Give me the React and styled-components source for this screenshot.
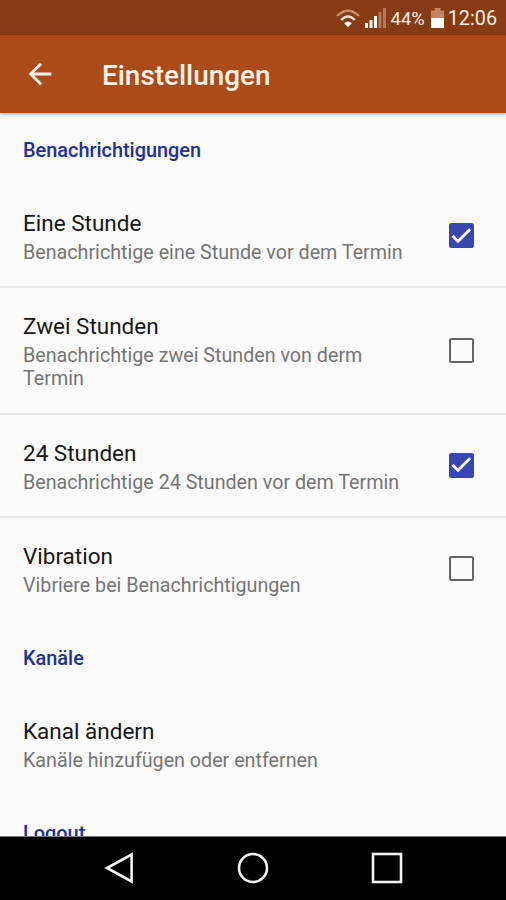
import React, { useState } from 'react'
import styled, { createGlobalStyle } from 'styled-components'

const GlobalStyle = createGlobalStyle`
  * {
    box-sizing: border-box;
  }
  body {
    margin: 0;
    background: #fafafa;
    font-family: Roboto, sans-serif;
  }
`

const Screen = styled.div`
  display: flex;
  flex-direction: column;
  width: 506px;
  height: 900px;
  overflow: hidden;
  background: #fafafa;
`

const StatusBar = styled.div`
  flex: none;
  display: flex;
  align-items: center;
  justify-content: flex-end;
  height: 35px;
  padding: 0 9px 0 0;
  background: #863b13;
  color: #fbeee6;
  font-size: 19px;
  line-height: 35px;
`

const Percent = styled.span`
  margin: 0 6px 0 5px;
  padding-top: 2px;
  font-size: 18.4px;
`

const Clock = styled.span`
  margin-left: 4px;
  padding-top: 2px;
  font-size: 19.8px;
`

const Toolbar = styled.header`
  flex: none;
  display: flex;
  align-items: center;
  height: 78px;
  padding-left: 23px;
  background: #ab4b1a;
  color: #fff4ec;
  box-shadow: 0 1px 3px rgba(0, 0, 0, 0.35);
  z-index: 1;
`

const BackButton = styled.button`
  display: flex;
  padding: 0;
  border: none;
  background: none;
  color: inherit;
  cursor: pointer;
`

const Title = styled.h1`
  margin: 3px 0 0 45px;
  font-size: 27.9px;
  font-weight: 500;
  line-height: 34px;
`

const Content = styled.main`
  flex: 1;
  min-height: 0;
  overflow: hidden;
`

const Category = styled.h2`
  height: 72px;
  margin: 0;
  padding: 26px 23px 0;
  color: #20319a;
  font-size: 19.9px;
  font-weight: 500;
  line-height: 24px;
`

const Row = styled.div`
  display: flex;
  align-items: center;
  padding: 24px 32px 22.3px 23px;
  border-bottom: 2px solid ${(props) => (props.$divider ? '#e6e6e6' : 'transparent')};
  cursor: pointer;
`

const Text = styled.div`
  flex: 1;
  padding-right: 40px;
`

const Label = styled.div`
  color: #161616;
  font-size: 22.5px;
  line-height: 28px;
`

const Summary = styled.div`
  margin-top: 4px;
  color: #757575;
  font-size: 19.7px;
  line-height: 23px;
`

const Box = styled.span`
  flex: none;
  display: flex;
  align-items: center;
  justify-content: center;
  width: 25px;
  height: 25px;
  margin-bottom: 2px;
  border: 2px solid ${(props) => (props.$checked ? '#3747ae' : '#646464')};
  border-radius: 2.5px;
  background: ${(props) => (props.$checked ? '#3747ae' : 'transparent')};
`

const NavBar = styled.nav`
  flex: none;
  display: flex;
  align-items: center;
  justify-content: center;
  gap: 102px;
  height: 64px;
  padding-bottom: 1px;
  border-top: 1px solid #777;
  background: #000;
`

const WifiIcon = styled(({ className }) => (
  <svg className={className} width='24' height='20' viewBox='0 0 24 20' fill='none'>
    <path d='M1 8Q12-2.5 23 8' stroke='#c48b6c' strokeWidth='2.4' />
    <path d='M5.2 12Q12 5 18.8 12' stroke='#f3e0d5' strokeWidth='2.4' />
    <path d='M8.2 15.2Q12 11.6 15.8 15.2L12 19.2Z' fill='#fff' />
  </svg>
))`
  margin-right: 5px;
`

const SignalIcon = () => (
  <svg width='21' height='20' viewBox='0 0 21 20'>
    <path d='M0 15h3v5H0zM4.5 12h3v8h-3zM9 8h3v12H9z' fill='#fff' />
    <path d='M13.5 4h3v16h-3zM18 0h3v20h-3z' fill='#b87856' />
  </svg>
)

const BatteryIcon = () => (
  <svg width='13' height='20' viewBox='0 0 13 20'>
    <path d='M3.5 0h6v2.5H13V10H0V2.5h3.5z' fill='#c08666' />
    <path d='M0 10h13v10H0z' fill='#fff' />
  </svg>
)

const ArrowIcon = () => (
  <svg width='34' height='34' viewBox='0 0 24 24' fill='currentColor'>
    <path d='M20 11H7.83l5.59-5.59L12 4l-8 8 8 8 1.41-1.41L7.83 13H20v-2z' />
  </svg>
)

const CheckIcon = () => (
  <svg width='21' height='20' viewBox='0 0 21 20' fill='none'>
    <path d='M1.4 9.7l5.6 5.6L19.1 3.2' stroke='#fff' strokeWidth='2.8' />
  </svg>
)

const NavIcon = ({ children }) => (
  <svg width='32' height='32' viewBox='0 0 32 32' fill='none' stroke='#f2f2f2' strokeWidth='2.6'>
    {children}
  </svg>
)

const notifications = [
  { id: 'one', label: 'Eine Stunde', summary: 'Benachrichtige eine Stunde vor dem Termin' },
  { id: 'two', label: 'Zwei Stunden', summary: 'Benachrichtige zwei Stunden von derm Termin' },
  { id: 'day', label: '24 Stunden', summary: 'Benachrichtige 24 Stunden vor dem Termin' },
  { id: 'vibration', label: 'Vibration', summary: 'Vibriere bei Benachrichtigungen' },
]

const Preference = ({ label, summary, checked, divider, onClick }) => (
  <Row $divider={divider} onClick={onClick}>
    <Text>
      <Label>{label}</Label>
      <Summary>{summary}</Summary>
    </Text>
    {checked !== undefined && (
      <Box $checked={checked} role='checkbox' aria-checked={checked}>
        {checked && <CheckIcon />}
      </Box>
    )}
  </Row>
)

const App = () => {
  const [settings, setSettings] = useState({ one: true, two: false, day: true, vibration: false })

  const toggle = (id) => setSettings({ ...settings, [id]: !settings[id] })

  return (
    <Screen>
      <GlobalStyle />
      <StatusBar>
        <WifiIcon />
        <SignalIcon />
        <Percent>44%</Percent>
        <BatteryIcon />
        <Clock>12:06</Clock>
      </StatusBar>
      <Toolbar>
        <BackButton>
          <ArrowIcon />
        </BackButton>
        <Title>Einstellungen</Title>
      </Toolbar>
      <Content>
        <Category>Benachrichtigungen</Category>
        {notifications.map((item, index) => (
          <Preference
            key={item.id}
            label={item.label}
            summary={item.summary}
            checked={settings[item.id]}
            divider={index < notifications.length - 1}
            onClick={() => toggle(item.id)}
          />
        ))}
        <Category>Kanäle</Category>
        <Preference label='Kanal ändern' summary='Kanäle hinzufügen oder entfernen' />
        <Category>Logout</Category>
      </Content>
      <NavBar>
        <NavIcon>
          <path d='M28.6 2.5v27L4 16z' />
        </NavIcon>
        <NavIcon>
          <circle cx='16' cy='16' r='14' />
        </NavIcon>
        <NavIcon>
          <rect x='2' y='2' width='28' height='28' />
        </NavIcon>
      </NavBar>
    </Screen>
  )
}

export default App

......

* REQUIRED WORK *
From start to finish, output the listing exactly, but omit its pictures.

* REPLY TO THE EXERCISE *
Give me the React and styled-components source for this screenshot.
import React, { useState } from 'react'
import styled, { createGlobalStyle } from 'styled-components'

const GlobalStyle = createGlobalStyle`
  * {
    box-sizing: border-box;
  }
  body {
    margin: 0;
    background: #fafafa;
    font-family: Roboto, sans-serif;
  }
`

const Screen = styled.div`
  display: flex;
  flex-direction: column;
  width: 506px;
  height: 900px;
  overflow: hidden;
  background: #fafafa;
`

const StatusBar = styled.div`
  flex: none;
  display: flex;
  align-items: center;
  justify-content: flex-end;
  height: 35px;
  padding: 0 9px 0 0;
  background: #863b13;
  color: #fbeee6;
  font-size: 19px;
  line-height: 35px;
`

const Percent = styled.span`
  margin: 0 6px 0 5px;
  padding-top: 2px;
  font-size: 18.4px;
`

const Clock = styled.span`
  margin-left: 4px;
  padding-top: 2px;
  font-size: 19.8px;
`

const Toolbar = styled.header`
  flex: none;
  display: flex;
  align-items: center;
  height: 78px;
  padding-left: 23px;
  background: #ab4b1a;
  color: #fff4ec;
  box-shadow: 0 1px 3px rgba(0, 0, 0, 0.35);
  z-index: 1;
`

const BackButton = styled.button`
  display: flex;
  padding: 0;
  border: none;
  background: none;
  color: inherit;
  cursor: pointer;
`

const Title = styled.h1`
  margin: 3px 0 0 45px;
  font-size: 27.9px;
  font-weight: 500;
  line-height: 34px;
`

const Content = styled.main`
  flex: 1;
  min-height: 0;
  overflow: hidden;
`

const Category = styled.h2`
  height: 72px;
  margin: 0;
  padding: 26px 23px 0;
  color: #20319a;
  font-size: 19.9px;
  font-weight: 500;
  line-height: 24px;
`

const Row = styled.div`
  display: flex;
  align-items: center;
  padding: 24px 32px 22.3px 23px;
  border-bottom: 2px solid ${(props) => (props.$divider ? '#e6e6e6' : 'transparent')};
  cursor: pointer;
`

const Text = styled.div`
  flex: 1;
  padding-right: 40px;
`

const Label = styled.div`
  color: #161616;
  font-size: 22.5px;
  line-height: 28px;
`

const Summary = styled.div`
  margin-top: 4px;
  color: #757575;
  font-size: 19.7px;
  line-height: 23px;
`

const Box = styled.span`
  flex: none;
  display: flex;
  align-items: center;
  justify-content: center;
  width: 25px;
  height: 25px;
  margin-bottom: 2px;
  border: 2px solid ${(props) => (props.$checked ? '#3747ae' : '#646464')};
  border-radius: 2.5px;
  background: ${(props) => (props.$checked ? '#3747ae' : 'transparent')};
`

const NavBar = styled.nav`
  flex: none;
  display: flex;
  align-items: center;
  justify-content: center;
  gap: 102px;
  height: 64px;
  padding-bottom: 1px;
  border-top: 1px solid #777;
  background: #000;
`

const WifiIcon = styled(({ className }) => (
  <svg className={className} width='24' height='20' viewBox='0 0 24 20' fill='none'>
    <path d='M1 8Q12-2.5 23 8' stroke='#c48b6c' strokeWidth='2.4' />
    <path d='M5.2 12Q12 5 18.8 12' stroke='#f3e0d5' strokeWidth='2.4' />
    <path d='M8.2 15.2Q12 11.6 15.8 15.2L12 19.2Z' fill='#fff' />
  </svg>
))`
  margin-right: 5px;
`

const SignalIcon = () => (
  <svg width='21' height='20' viewBox='0 0 21 20'>
    <path d='M0 15h3v5H0zM4.5 12h3v8h-3zM9 8h3v12H9z' fill='#fff' />
    <path d='M13.5 4h3v16h-3zM18 0h3v20h-3z' fill='#b87856' />
  </svg>
)

const BatteryIcon = () => (
  <svg width='13' height='20' viewBox='0 0 13 20'>
    <path d='M3.5 0h6v2.5H13V10H0V2.5h3.5z' fill='#c08666' />
    <path d='M0 10h13v10H0z' fill='#fff' />
  </svg>
)

const ArrowIcon = () => (
  <svg width='34' height='34' viewBox='0 0 24 24' fill='currentColor'>
    <path d='M20 11H7.83l5.59-5.59L12 4l-8 8 8 8 1.41-1.41L7.83 13H20v-2z' />
  </svg>
)

const CheckIcon = () => (
  <svg width='21' height='20' viewBox='0 0 21 20' fill='none'>
    <path d='M1.4 9.7l5.6 5.6L19.1 3.2' stroke='#fff' strokeWidth='2.8' />
  </svg>
)

const NavIcon = ({ children }) => (
  <svg width='32' height='32' viewBox='0 0 32 32' fill='none' stroke='#f2f2f2' strokeWidth='2.6'>
    {children}
  </svg>
)

const notifications = [
  { id: 'one', label: 'Eine Stunde', summary: 'Benachrichtige eine Stunde vor dem Termin' },
  { id: 'two', label: 'Zwei Stunden', summary: 'Benachrichtige zwei Stunden von derm Termin' },
  { id: 'day', label: '24 Stunden', summary: 'Benachrichtige 24 Stunden vor dem Termin' },
  { id: 'vibration', label: 'Vibration', summary: 'Vibriere bei Benachrichtigungen' },
]

const Preference = ({ label, summary, checked, divider, onClick }) => (
  <Row $divider={divider} onClick={onClick}>
    <Text>
      <Label>{label}</Label>
      <Summary>{summary}</Summary>
    </Text>
    {checked !== undefined && (
      <Box $checked={checked} role='checkbox' aria-checked={checked}>
        {checked && <CheckIcon />}
      </Box>
    )}
  </Row>
)

const App = () => {
  const [settings, setSettings] = useState({ one: true, two: false, day: true, vibration: false })

  const toggle = (id) => setSettings({ ...settings, [id]: !settings[id] })

  return (
    <Screen>
      <GlobalStyle />
      <StatusBar>
        <WifiIcon />
        <SignalIcon />
        <Percent>44%</Percent>
        <BatteryIcon />
        <Clock>12:06</Clock>
      </StatusBar>
      <Toolbar>
        <BackButton>
          <ArrowIcon />
        </BackButton>
        <Title>Einstellungen</Title>
      </Toolbar>
      <Content>
        <Category>Benachrichtigungen</Category>
        {notifications.map((item, index) => (
          <Preference
            key={item.id}
            label={item.label}
            summary={item.summary}
            checked={settings[item.id]}
            divider={index < notifications.length - 1}
            onClick={() => toggle(item.id)}
          />
        ))}
        <Category>Kanäle</Category>
        <Preference label='Kanal ändern' summary='Kanäle hinzufügen oder entfernen' />
        <Category>Logout</Category>
      </Content>
      <NavBar>
        <NavIcon>
          <path d='M28.6 2.5v27L4 16z' />
        </NavIcon>
        <NavIcon>
          <circle cx='16' cy='16' r='14' />
        </NavIcon>
        <NavIcon>
          <rect x='2' y='2' width='28' height='28' />
        </NavIcon>
      </NavBar>
    </Screen>
  )
}

export default App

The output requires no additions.